Challenge: Without the images, write out the whole listing exactly.

Dataset section:

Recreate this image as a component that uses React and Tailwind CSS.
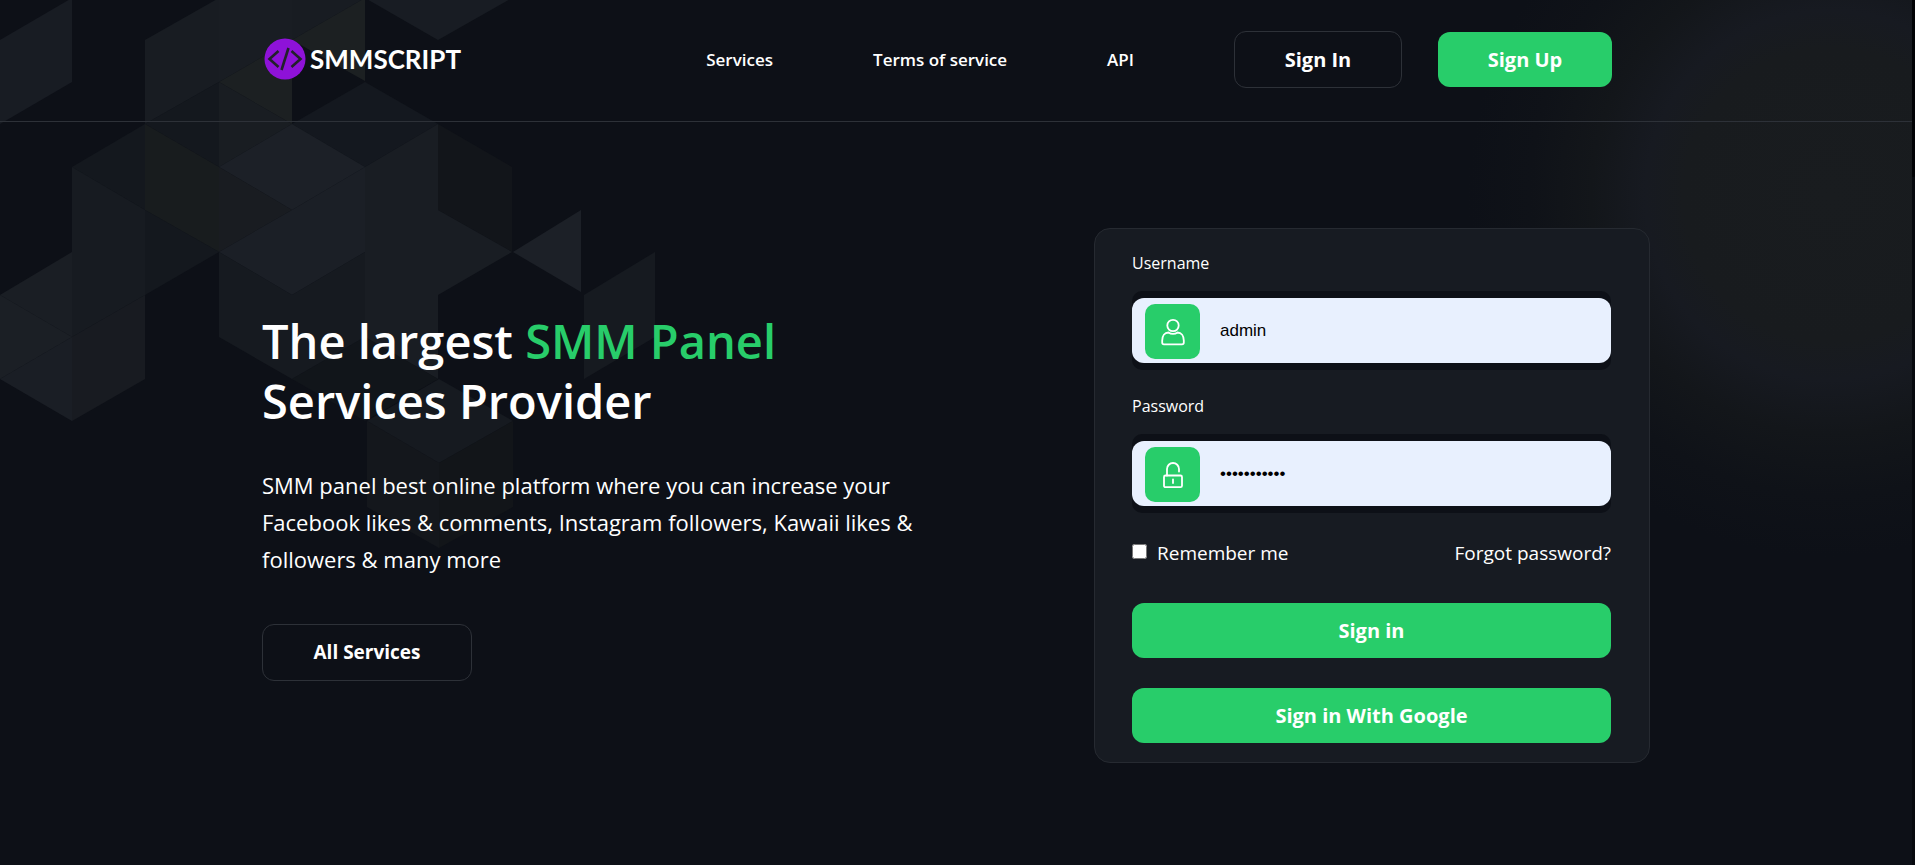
import { useState } from "react";

const CUBES = [
  ["0,40 72,-2 72,82 0,124", "#181c23"],
  ["145,40 219,-2 219,82 145,124", "#181c22"],
  ["219,-2 292,-2 292,40 219,82", "#191d23"],
  ["292,-2 365,-2 292,40", "#181c22"],
  ["292,40 365,-2 365,81", "#1c2022"],
  ["219,82 292,40 292,124", "#1c2022"],
  ["219,82 292,124 219,167", "#191d22"],
  ["219,82 219,167 145,124", "#14181e"],
  ["365,-2 512,-2 438,40", "#181c23"],
  ["292,124 365,82 438,124 365,167", "#14181f"],
  ["438,124 512,167 512,252 438,210", "#12151a"],
  ["365,167 438,124 438,210 512,252 438,295 438,379 365,337", "#191d23"],
  ["292,124 365,167 292,210 219,167", "#1c2027"],
  ["219,167 292,210 219,252", "#191c21"],
  ["145,124 219,167 219,252 145,210", "#181c1e"],
  ["292,210 365,167 365,252 292,295 219,252", "#1b1f26"],
  ["72,167 145,124 145,210", "#14181e"],
  ["72,167 145,210 145,295 72,337", "#171b21"],
  ["145,210 219,252 145,295", "#14181e"],
  ["0,295 72,252 72,337", "#1a1e24"],
  ["0,295 72,337 0,379", "#1b1f25"],
  ["0,379 72,337 72,421", "#1a1e25"],
  ["72,337 145,295 145,379 72,421", "#181b21"],
  ["219,252 292,295 365,252 365,337 292,379 219,337", "#161a20"],
  ["292,379 365,337 438,379 365,421", "#11151a"],
  ["367,421 439,379 513,421 439,463", "#161a20"],
  ["367,421 439,463 439,548 367,507", "#14171c"],
  ["439,463 513,421 513,507 439,548", "#121519"],
  ["513,252 581,210 581,292", "#1c2027"],
  ["584,295 655,252 655,337 584,379", "#161a20"],
];

function Backdrop() {
  return (
    <div aria-hidden="true" className="pointer-events-none absolute inset-0 overflow-hidden">
      <svg width="660" height="560" viewBox="0 0 660 560" className="block">
        {CUBES.map(([points, fill]) => (
          <polygon key={points} points={points} fill={fill} />
        ))}
      </svg>
      <div className="absolute -top-[190px] -right-[300px] h-[770px] w-[770px] rounded-full bg-[radial-gradient(closest-side,#191c1f_0%,#181b1e_38%,#171a21_48%,#13161a_62%,#0f1218_78%,#0d101700_94%)]" />
      <div className="absolute top-0 right-0 h-full w-[3px] bg-[#07090e]">
        <div className="h-[177px] rounded-b-full bg-[#010205]" />
      </div>
    </div>
  );
}

function Logo() {
  return (
    <a href="#" className="flex items-center gap-1 pb-[2px] pl-[2px]" aria-label="SMMSCRIPT">
      <svg width="42" height="42" viewBox="0 0 42 42" fill="none">
        <circle cx="21" cy="21" r="20.5" fill="#8e12d8" />
        <g stroke="#22202a" strokeWidth="2.6">
          <path d="M14.5 13 5.500 21l9 8" />
          <path d="M27.500 13 36.500 21l-9 8" />
          <path d="M24.500 10 17.500 32" />
        </g>
      </svg>
      <span className="font-[Lato,sans-serif] text-[26px] leading-8 font-bold text-white">SMMSCRIPT</span>
    </a>
  );
}

function UserIcon() {
  return (
    <svg width="24" height="28" viewBox="0 0 24 28" fill="none" stroke="#fff" strokeWidth="1.8" strokeLinejoin="round">
      <circle cx="12" cy="7.500" r="5.700" />
      <path d="M7.500 14.500C3.600 14.500 1.200 18 1.200 22.500v2c0 1.200.6 1.800 1.800 1.800h18c1.200 0 1.800-.6 1.800-1.800v-2c0-4.500-2.400-8-6.300-8-1.400 1-3 1.400-4.500 1.400s-3.100-.4-4.500-1.400z" />
    </svg>
  );
}

function LockIcon() {
  return (
    <svg width="24" height="28" viewBox="0 0 24 28" fill="none" stroke="#fff" strokeWidth="1.8" strokeLinecap="round">
      <rect x="3" y="14.500" width="18" height="11.700" rx="1.500" />
      <path d="M6 14.500V8a6 6 0 0 1 12 0v2.500" />
      <path d="M12 18.500v3.500" />
    </svg>
  );
}

function Field({ id, label, icon, ...input }) {
  return (
    <div>
      <label htmlFor={id} className="block text-base leading-6">{label}</label>
      <div className="relative mt-4 rounded-[10px] bg-[#0d1017] py-[7px]">
        <input
          id={id}
          className="block h-[65px] w-full rounded-xl bg-[#e8f0fe] pr-4 pl-[88px] font-[Liberation_Sans,Arial,sans-serif] text-[17px] text-black outline-none"
          {...input}
        />
        <span className="pointer-events-none absolute top-[13px] left-[13px] flex size-[55px] items-center justify-center rounded-[10px] bg-[#28cd6a]">
          {icon}
        </span>
      </div>
    </div>
  );
}

const GREEN = "flex h-[55px] items-center justify-center rounded-xl bg-[#28cd6a] text-xl font-bold text-white";
const OUTLINE = "flex h-[57px] items-center justify-center rounded-xl border border-[#2d3138] font-bold text-white";

export default function App() {
  const [username, setUsername] = useState("admin");
  const [password, setPassword] = useState("adminadmin1");
  const [remember, setRemember] = useState(false);

  return (
    <div className="relative min-h-screen bg-[#0d1017] pr-[3px] font-[Open_Sans,Noto_Sans,sans-serif] text-white">
      <Backdrop />
      <header className="relative border-b border-[#2d3138]">
        <div className="mx-auto flex h-[121px] max-w-[1388px] items-center justify-between pr-[38px] pb-[2px]">
          <Logo />
          <nav className="flex items-center text-[17px] font-semibold">
            <a href="#services" className="mr-[100px]">Services</a>
            <a href="#terms" className="mr-[100px]">Terms of service</a>
            <a href="#api" className="mr-[100px]">API</a>
            <a href="#signin" className={`${OUTLINE} mr-9 w-[168px] text-xl`}>Sign In</a>
            <a href="#signup" className={`${GREEN} w-[174px]`}>Sign Up</a>
          </nav>
        </div>
      </header>

      <main className="relative mx-auto flex max-w-[1388px] items-start justify-between pt-[106px] pb-20">
        <section className="max-w-[670px] pt-[83px]">
          <h1 className="text-[47px] leading-[60px] font-semibold">
            The largest <span className="text-[#28cd6a]">SMM Panel</span>
            <br />
            Services Provider
          </h1>
          <p className="mt-9 text-[22px] leading-[37px]">
            SMM panel best online platform where you can increase your Facebook likes &amp; comments, Instagram followers, Kawaii likes &amp; followers &amp; many more
          </p>
          <a href="#services" className={`${OUTLINE} mt-[46px] w-[210px] text-[19px]`}>All Services</a>
        </section>

        <form
          onSubmit={(e) => e.preventDefault()}
          className="w-[556px] rounded-2xl border border-[#262a31] bg-[#171b22] pt-[22px] pr-[38px] pb-[19px] pl-[37px]"
        >
          <div className="flex flex-col gap-6">
            <Field id="username" label="Username" icon={<UserIcon />} type="text" value={username} onChange={(e) => setUsername(e.target.value)} />
            <Field id="password" label="Password" icon={<LockIcon />} type="password" value={password} onChange={(e) => setPassword(e.target.value)} />
          </div>
          <div className="mt-[26px] flex items-center justify-between text-[19px] leading-7">
            <label className="flex items-center gap-[10px]">
              <input type="checkbox" checked={remember} onChange={(e) => setRemember(e.target.checked)} className="mb-1 size-[15px]" />
              Remember me
            </label>
            <a href="#forgot">Forgot password?</a>
          </div>
          <button type="submit" className={`${GREEN} mt-9 w-full`}>Sign in</button>
          <button type="button" className={`${GREEN} mt-[30px] w-full`}>Sign in With Google</button>
        </form>
      </main>
    </div>
  );
}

Answer:
Recreate this image as a component that uses React and Tailwind CSS.
import { useState } from "react";

const CUBES = [
  ["0,40 72,-2 72,82 0,124", "#181c23"],
  ["145,40 219,-2 219,82 145,124", "#181c22"],
  ["219,-2 292,-2 292,40 219,82", "#191d23"],
  ["292,-2 365,-2 292,40", "#181c22"],
  ["292,40 365,-2 365,81", "#1c2022"],
  ["219,82 292,40 292,124", "#1c2022"],
  ["219,82 292,124 219,167", "#191d22"],
  ["219,82 219,167 145,124", "#14181e"],
  ["365,-2 512,-2 438,40", "#181c23"],
  ["292,124 365,82 438,124 365,167", "#14181f"],
  ["438,124 512,167 512,252 438,210", "#12151a"],
  ["365,167 438,124 438,210 512,252 438,295 438,379 365,337", "#191d23"],
  ["292,124 365,167 292,210 219,167", "#1c2027"],
  ["219,167 292,210 219,252", "#191c21"],
  ["145,124 219,167 219,252 145,210", "#181c1e"],
  ["292,210 365,167 365,252 292,295 219,252", "#1b1f26"],
  ["72,167 145,124 145,210", "#14181e"],
  ["72,167 145,210 145,295 72,337", "#171b21"],
  ["145,210 219,252 145,295", "#14181e"],
  ["0,295 72,252 72,337", "#1a1e24"],
  ["0,295 72,337 0,379", "#1b1f25"],
  ["0,379 72,337 72,421", "#1a1e25"],
  ["72,337 145,295 145,379 72,421", "#181b21"],
  ["219,252 292,295 365,252 365,337 292,379 219,337", "#161a20"],
  ["292,379 365,337 438,379 365,421", "#11151a"],
  ["367,421 439,379 513,421 439,463", "#161a20"],
  ["367,421 439,463 439,548 367,507", "#14171c"],
  ["439,463 513,421 513,507 439,548", "#121519"],
  ["513,252 581,210 581,292", "#1c2027"],
  ["584,295 655,252 655,337 584,379", "#161a20"],
];

function Backdrop() {
  return (
    <div aria-hidden="true" className="pointer-events-none absolute inset-0 overflow-hidden">
      <svg width="660" height="560" viewBox="0 0 660 560" className="block">
        {CUBES.map(([points, fill]) => (
          <polygon key={points} points={points} fill={fill} />
        ))}
      </svg>
      <div className="absolute -top-[190px] -right-[300px] h-[770px] w-[770px] rounded-full bg-[radial-gradient(closest-side,#191c1f_0%,#181b1e_38%,#171a21_48%,#13161a_62%,#0f1218_78%,#0d101700_94%)]" />
      <div className="absolute top-0 right-0 h-full w-[3px] bg-[#07090e]">
        <div className="h-[177px] rounded-b-full bg-[#010205]" />
      </div>
    </div>
  );
}

function Logo() {
  return (
    <a href="#" className="flex items-center gap-1 pb-[2px] pl-[2px]" aria-label="SMMSCRIPT">
      <svg width="42" height="42" viewBox="0 0 42 42" fill="none">
        <circle cx="21" cy="21" r="20.5" fill="#8e12d8" />
        <g stroke="#22202a" strokeWidth="2.6">
          <path d="M14.5 13 5.500 21l9 8" />
          <path d="M27.500 13 36.500 21l-9 8" />
          <path d="M24.500 10 17.500 32" />
        </g>
      </svg>
      <span className="font-[Lato,sans-serif] text-[26px] leading-8 font-bold text-white">SMMSCRIPT</span>
    </a>
  );
}

function UserIcon() {
  return (
    <svg width="24" height="28" viewBox="0 0 24 28" fill="none" stroke="#fff" strokeWidth="1.8" strokeLinejoin="round">
      <circle cx="12" cy="7.500" r="5.700" />
      <path d="M7.500 14.500C3.600 14.500 1.200 18 1.200 22.500v2c0 1.200.6 1.800 1.800 1.800h18c1.200 0 1.800-.6 1.800-1.800v-2c0-4.500-2.400-8-6.300-8-1.400 1-3 1.400-4.500 1.400s-3.100-.4-4.500-1.400z" />
    </svg>
  );
}

function LockIcon() {
  return (
    <svg width="24" height="28" viewBox="0 0 24 28" fill="none" stroke="#fff" strokeWidth="1.8" strokeLinecap="round">
      <rect x="3" y="14.500" width="18" height="11.700" rx="1.500" />
      <path d="M6 14.500V8a6 6 0 0 1 12 0v2.500" />
      <path d="M12 18.500v3.500" />
    </svg>
  );
}

function Field({ id, label, icon, ...input }) {
  return (
    <div>
      <label htmlFor={id} className="block text-base leading-6">{label}</label>
      <div className="relative mt-4 rounded-[10px] bg-[#0d1017] py-[7px]">
        <input
          id={id}
          className="block h-[65px] w-full rounded-xl bg-[#e8f0fe] pr-4 pl-[88px] font-[Liberation_Sans,Arial,sans-serif] text-[17px] text-black outline-none"
          {...input}
        />
        <span className="pointer-events-none absolute top-[13px] left-[13px] flex size-[55px] items-center justify-center rounded-[10px] bg-[#28cd6a]">
          {icon}
        </span>
      </div>
    </div>
  );
}

const GREEN = "flex h-[55px] items-center justify-center rounded-xl bg-[#28cd6a] text-xl font-bold text-white";
const OUTLINE = "flex h-[57px] items-center justify-center rounded-xl border border-[#2d3138] font-bold text-white";

export default function App() {
  const [username, setUsername] = useState("admin");
  const [password, setPassword] = useState("adminadmin1");
  const [remember, setRemember] = useState(false);

  return (
    <div className="relative min-h-screen bg-[#0d1017] pr-[3px] font-[Open_Sans,Noto_Sans,sans-serif] text-white">
      <Backdrop />
      <header className="relative border-b border-[#2d3138]">
        <div className="mx-auto flex h-[121px] max-w-[1388px] items-center justify-between pr-[38px] pb-[2px]">
          <Logo />
          <nav className="flex items-center text-[17px] font-semibold">
            <a href="#services" className="mr-[100px]">Services</a>
            <a href="#terms" className="mr-[100px]">Terms of service</a>
            <a href="#api" className="mr-[100px]">API</a>
            <a href="#signin" className={`${OUTLINE} mr-9 w-[168px] text-xl`}>Sign In</a>
            <a href="#signup" className={`${GREEN} w-[174px]`}>Sign Up</a>
          </nav>
        </div>
      </header>

      <main className="relative mx-auto flex max-w-[1388px] items-start justify-between pt-[106px] pb-20">
        <section className="max-w-[670px] pt-[83px]">
          <h1 className="text-[47px] leading-[60px] font-semibold">
            The largest <span className="text-[#28cd6a]">SMM Panel</span>
            <br />
            Services Provider
          </h1>
          <p className="mt-9 text-[22px] leading-[37px]">
            SMM panel best online platform where you can increase your Facebook likes &amp; comments, Instagram followers, Kawaii likes &amp; followers &amp; many more
          </p>
          <a href="#services" className={`${OUTLINE} mt-[46px] w-[210px] text-[19px]`}>All Services</a>
        </section>

        <form
          onSubmit={(e) => e.preventDefault()}
          className="w-[556px] rounded-2xl border border-[#262a31] bg-[#171b22] pt-[22px] pr-[38px] pb-[19px] pl-[37px]"
        >
          <div className="flex flex-col gap-6">
            <Field id="username" label="Username" icon={<UserIcon />} type="text" value={username} onChange={(e) => setUsername(e.target.value)} />
            <Field id="password" label="Password" icon={<LockIcon />} type="password" value={password} onChange={(e) => setPassword(e.target.value)} />
          </div>
          <div className="mt-[26px] flex items-center justify-between text-[19px] leading-7">
            <label className="flex items-center gap-[10px]">
              <input type="checkbox" checked={remember} onChange={(e) => setRemember(e.target.checked)} className="mb-1 size-[15px]" />
              Remember me
            </label>
            <a href="#forgot">Forgot password?</a>
          </div>
          <button type="submit" className={`${GREEN} mt-9 w-full`}>Sign in</button>
          <button type="button" className={`${GREEN} mt-[30px] w-full`}>Sign in With Google</button>
        </form>
      </main>
    </div>
  );
}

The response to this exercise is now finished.